Why Apple’s iMessage is winning: Teens dread the green text bubble

Tim Higgins, Wall Street Journal:

Soon after 19-year-old Adele Lowitz gave up her Apple iPhone 11 for an experimental go with an Android smartphone, a friend in her long-running texting group chimed in: “Who’s green?”


That pressure to be a part of the blue text group is the product of decisions by Apple executives starting years ago that have, with little fanfare, built iMessage into one of the world’s most widely used social networks and helped to cement the iPhone’s dominance among young smartphone users in the U.S.

Astonishingly, the Piper Sandler annual survey of teen habits reports that 87% of US teens own an iPhone.

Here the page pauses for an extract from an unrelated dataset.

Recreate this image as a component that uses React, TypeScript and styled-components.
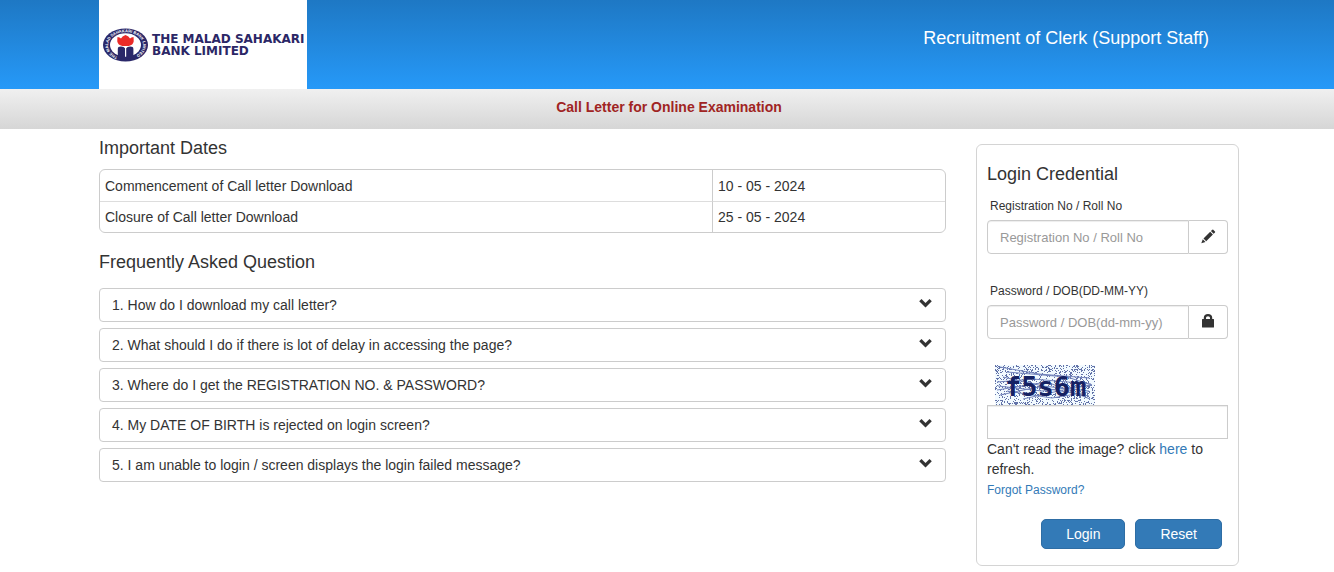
import React from "react";
import styled, { createGlobalStyle, css } from "styled-components";

const GlobalStyle = createGlobalStyle`
  *, *::before, *::after { box-sizing: border-box; }
  body {
    margin: 0;
    background: #fff;
    color: #333;
    font-family: "Liberation Sans", Arial, sans-serif;
    font-size: 14px;
    line-height: 20px;
  }
  input, button { font-family: inherit; color: inherit; }
`;

const Container = styled.div`
  width: 100%;
  max-width: 1144px;
  margin: 0 auto;
  padding-left: 4px;
`;

const TopBar = styled.header`
  background: linear-gradient(#1e78c4, #2699f8);
`;

const TopBarInner = styled(Container)`
  display: flex;
  justify-content: space-between;
  align-items: flex-start;
`;

const Brand = styled.div`
  display: flex;
  align-items: center;
  gap: 3px;
  width: 208px;
  height: 89px;
  padding-left: 3px;
  background: #fff;
`;

const BrandName = styled.span`
  color: #2b2766;
  font-family: "DejaVu Sans", Verdana, sans-serif;
  font-size: 12px;
  font-weight: bold;
  line-height: 12px;
  white-space: nowrap;
`;

const PostTitle = styled.h1`
  margin: 0;
  padding: 28px 30px 0 0;
  color: #fff;
  font-size: 18px;
  font-weight: normal;
  line-height: 20px;
`;

const SubBar = styled.div`
  height: 40px;
  padding-top: 8px;
  background: linear-gradient(#f0f0f0, #d6d6d6);
  text-align: center;
`;

const SubTitle = styled.h2`
  margin: 0;
  color: #a02423;
  font-size: 14px;
  line-height: 20px;
`;

const Columns = styled(Container)`
  display: grid;
  grid-template-columns: minmax(0, 1fr) 263px;
  gap: 30px;
  align-items: start;
`;

const Heading = styled.h3`
  margin: 0;
  font-size: 18px;
  font-weight: normal;
  line-height: 20px;
`;

const Section = styled.section<{ $gap: number; $top: number }>`
  display: flex;
  flex-direction: column;
  gap: ${(p) => p.$gap}px;
  padding-top: ${(p) => p.$top}px;
`;

const DatesTable = styled.table`
  width: 100%;
  border: 1px solid #ccc;
  border-radius: 6px;
  border-collapse: separate;
  border-spacing: 0;
  table-layout: fixed;
`;

const DateCell = styled.td`
  height: 31px;
  padding: 0 5px;
  tr + tr > & { border-top: 1px solid #ddd; }
  & + & { width: 233px; border-left: 1px solid #ccc; }
`;

const FaqList = styled.div`
  display: flex;
  flex-direction: column;
  gap: 6px;
`;

const FaqItem = styled.button`
  display: flex;
  justify-content: space-between;
  align-items: flex-start;
  height: 34px;
  padding: 6px 12px;
  border: 1px solid #ccc;
  border-radius: 4px;
  background: #fff;
  font-size: 14px;
  line-height: 20px;
  text-align: left;
  cursor: pointer;
`;

const LoginCard = styled.form`
  display: flex;
  flex-direction: column;
  margin-top: 15px;
  padding: 19px 10px 16px;
  border: 1px solid #d4d4d4;
  border-radius: 6px;
`;

const Field = styled.div`
  display: flex;
  flex-direction: column;
  gap: 4px;
  padding-top: 12px;
  margin-bottom: 15px;
`;

const FieldLabel = styled.label`
  padding-left: 3px;
  font-size: 12px;
  line-height: 20px;
`;

const InputGroup = styled.div`
  display: flex;
`;

const inputBase = css`
  min-width: 0;
  height: 34px;
  padding: 0 12px;
  border: 1px solid #ccc;
  background: #fff;
  box-shadow: inset 0 1px 1px rgba(0, 0, 0, 0.075);
  font-size: 13px;
  &::placeholder { color: #999; opacity: 1; }
`;

const GroupInput = styled.input`
  ${inputBase}
  flex: 1;
  border-radius: 4px 0 0 4px;
`;

const Addon = styled.span`
  display: flex;
  justify-content: center;
  padding-top: 8px;
  width: 39px;
  border: 1px solid #ccc;
  border-left: 0;
  border-radius: 0 4px 4px 0;
`;

const CaptchaInput = styled.input`
  ${inputBase}
`;

const CaptchaImage = styled.svg`
  display: block;
  margin: 11px 0 0 8px;
`;

const CaptchaHelp = styled.p`
  margin: 0 0 1px;
`;

const Link = styled.a<{ $small?: boolean }>`
  color: #337ab7;
  text-decoration: none;
  ${(p) => p.$small && "font-size: 12px; align-self: flex-start;"}
`;

const Actions = styled.div`
  display: flex;
  justify-content: flex-end;
  gap: 10px;
  padding: 19px 6px 0 0;
`;

const ActionButton = styled.button`
  height: 30px;
  padding: 0 24px;
  border: 1px solid #2e6da4;
  border-radius: 5px;
  background: #337ab7;
  color: #fff;
  font-size: 14px;
  line-height: 20px;
  cursor: pointer;
`;

const ChevronIcon = () => (
  <svg width="14" height="16" viewBox="0 0 14 16" aria-hidden="true">
    <path d="M.2 6.300 2.500 4 6.500 7.900 10.500 4l2.300 2.300-6.300 6.200z" fill="#333" />
  </svg>
);

const PencilIcon = () => (
  <svg width="15" height="15" viewBox="0 0 15 15" aria-hidden="true">
    <path d="m11.300.800.700-.300 2.200 2.200-.200.700-1.400 1.400-2.700-2.700zM9.200 2.800l2.700 2.700-6.700 6.700-2.700-2.700zM1.800 10.200l2.700 2.700L.3 14.200z" fill="#333" />
  </svg>
);

const LockIcon = () => (
  <svg width="15" height="14" viewBox="0 0 15 14" aria-hidden="true">
    <path d="M2.800 5V3.500Q3 0 7 0t4.200 3.500V5h1.400q.4 0 .4.400V13q0 .6-.6.600H1.600Q1 13.600 1 13V5.400Q1 5 1.400 5zM5 5h4V3.800Q9 2.200 7 2.200T5 3.800z" fill="#333" />
  </svg>
);

const Emblem = () => (
  <svg width="47" height="34" viewBox="0 0 47 34" aria-hidden="true">
    <ellipse cx="23.500" cy="17" rx="22.500" ry="16.500" fill="#2a2869" />
    <ellipse cx="23.500" cy="17" rx="15.500" ry="11.700" fill="#fff" />
    <defs>
      <path id="emblem-ring" d="M15.500 28.600A17.500 12.900 0 1 1 31.500 28.600" />
    </defs>
    <text fill="#fff" fontSize="4" fontWeight="bold">
      <textPath href="#emblem-ring">THE MALAD SAHAKARI BANK LIMITED</textPath>
    </text>
    <path d="M15.500 9q2.300.3 3.500 1.500 1-2.200 4.500-3.500Q27 8.300 28 10.500 29.200 9.300 31.500 9q.300 2.500.2 4.500-.6 3.500-5 4.500h-6.400q-4.400-1-5-4.500-.1-2 .2-4.500z" fill="#ea2b28" />
    <path d="M15.800 29.500V21q0-2.400 3.200-2.400 3 0 4 1.700V30q-4 .5-7.200-.500zM24.200 30v-9.700q1-1.700 4-1.700 3.200 0 3.200 2.400v8.500q-3.200 1-7.200.5z" fill="#2a2869" />
  </svg>
);

// Deterministic speckle so the captcha looks the same on every load.
const buildSpeckle = (width: number, height: number, density: number) => {
  let seed = 73;
  let d = "";
  for (let y = 0; y < height; y++) {
    for (let x = 0; x < width; x++) {
      seed = (seed * 16807) % 2147483647;
      if (seed / 2147483647 < density) d += `M${x} ${y}h1v1h-1z`;
    }
  }
  return d;
};
const speckle = buildSpeckle(100, 40, 0.25);

const Captcha = () => (
  <CaptchaImage width="100" height="40" viewBox="0 0 100 40" role="img" aria-label="Captcha">
    <rect width="100" height="40" fill="#f2faff" />
    <path d={speckle} fill="#6272a8" shapeRendering="crispEdges" />
    <path
      d="M5 2 44 9 94 13M12 7l60 5 25 8M2 17l36-3 58 5M3 21l44 5 50-6M8 12l40 9 46 5M5 30l38-8 51 9M12 26l45 7 36-6M28 34l40-9 28-5M2 25l50-8 43 17"
      fill="none"
      stroke="#7383bb"
      strokeWidth="1"
    />
    <text x="10" y="31" fill="#152163" fontFamily="DejaVu Sans Mono, monospace" fontSize="27" fontWeight="bold">
      f5s6m
    </text>
  </CaptchaImage>
);

const dates = [
  ["Commencement of Call letter Download", "10 - 05 - 2024"],
  ["Closure of Call letter Download", "25 - 05 - 2024"],
];

const questions = [
  "1. How do I download my call letter?",
  "2. What should I do if there is lot of delay in accessing the page?",
  "3. Where do I get the REGISTRATION NO. & PASSWORD?",
  "4. My DATE OF BIRTH is rejected on login screen?",
  "5. I am unable to login / screen displays the login failed message?",
];

export default function App() {
  return (
    <>
      <GlobalStyle />
      <TopBar>
        <TopBarInner>
          <Brand>
            <Emblem />
            <BrandName>
              THE MALAD SAHAKARI
              <br />
              BANK LIMITED
            </BrandName>
          </Brand>
          <PostTitle>Recruitment of Clerk (Support Staff)</PostTitle>
        </TopBarInner>
      </TopBar>
      <SubBar>
        <Container>
          <SubTitle>Call Letter for Online Examination</SubTitle>
        </Container>
      </SubBar>
      <Columns as="main">
        <div>
          <Section $top={9} $gap={11}>
            <Heading>Important Dates</Heading>
            <DatesTable>
              <tbody>
                {dates.map(([label, date]) => (
                  <tr key={label}>
                    <DateCell>{label}</DateCell>
                    <DateCell>{date}</DateCell>
                  </tr>
                ))}
              </tbody>
            </DatesTable>
          </Section>
          <Section $top={19} $gap={16}>
            <Heading>Frequently Asked Question</Heading>
            <FaqList>
              {questions.map((question) => (
                <FaqItem type="button" key={question}>
                  {question}
                  <ChevronIcon />
                </FaqItem>
              ))}
            </FaqList>
          </Section>
        </div>
        <LoginCard onSubmit={(e) => e.preventDefault()}>
          <Heading>Login Credential</Heading>
          <Field>
            <FieldLabel htmlFor="registration">Registration No / Roll No</FieldLabel>
            <InputGroup>
              <GroupInput id="registration" type="text" placeholder="Registration No / Roll No" />
              <Addon>
                <PencilIcon />
              </Addon>
            </InputGroup>
          </Field>
          <Field>
            <FieldLabel htmlFor="password">Password / DOB(DD-MM-YY)</FieldLabel>
            <InputGroup>
              <GroupInput id="password" type="password" placeholder="Password / DOB(dd-mm-yy)" />
              <Addon>
                <LockIcon />
              </Addon>
            </InputGroup>
          </Field>
          <Captcha />
          <CaptchaInput type="text" aria-label="Captcha text" />
          <CaptchaHelp>
            Can't read the image? click <Link href="#refresh">here</Link> to refresh.
          </CaptchaHelp>
          <Link href="#forgot" $small>
            Forgot Password?
          </Link>
          <Actions>
            <ActionButton type="submit">Login</ActionButton>
            <ActionButton type="reset">Reset</ActionButton>
          </Actions>
        </LoginCard>
      </Columns>
    </>
  );
}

You could argue that the blue/green bubble issue is at least part of the reason why.

More from the WSJ:

“In the absence of a strategy to become the primary messaging service for [the] bulk of cell phone users, I am concerned the iMessage on Android would simply serve to remove [an] obstacle to iPhone families giving their kids Android phones,” Craig Federighi, Apple’s chief software executive, said in a 2013 email


Phil Schiller made a similar case to Chief Executive Tim Cook in another email: “Moving iMessage to Android will hurt us more than help us,” he said. Another warning that year came from a former Apple executive who told his old colleagues in an email that “iMessage amounts to serious lock-in.”

When an Android (i.e., green bubble) user joins an iMessage thread, the thread turns green. I find this annoying. The color change is not an issue. It’s the fact that functionality changes once that blue bubble thread turns green. For example, when I send an image as part of a mixed green thread, the send often (but not always) times out and fails.

Obviously, the Android team wants this changed (see this tweet in response to the WSJ article from Google Senior VP Hiroshi Lockheimer). Question is, will Apple budge on this?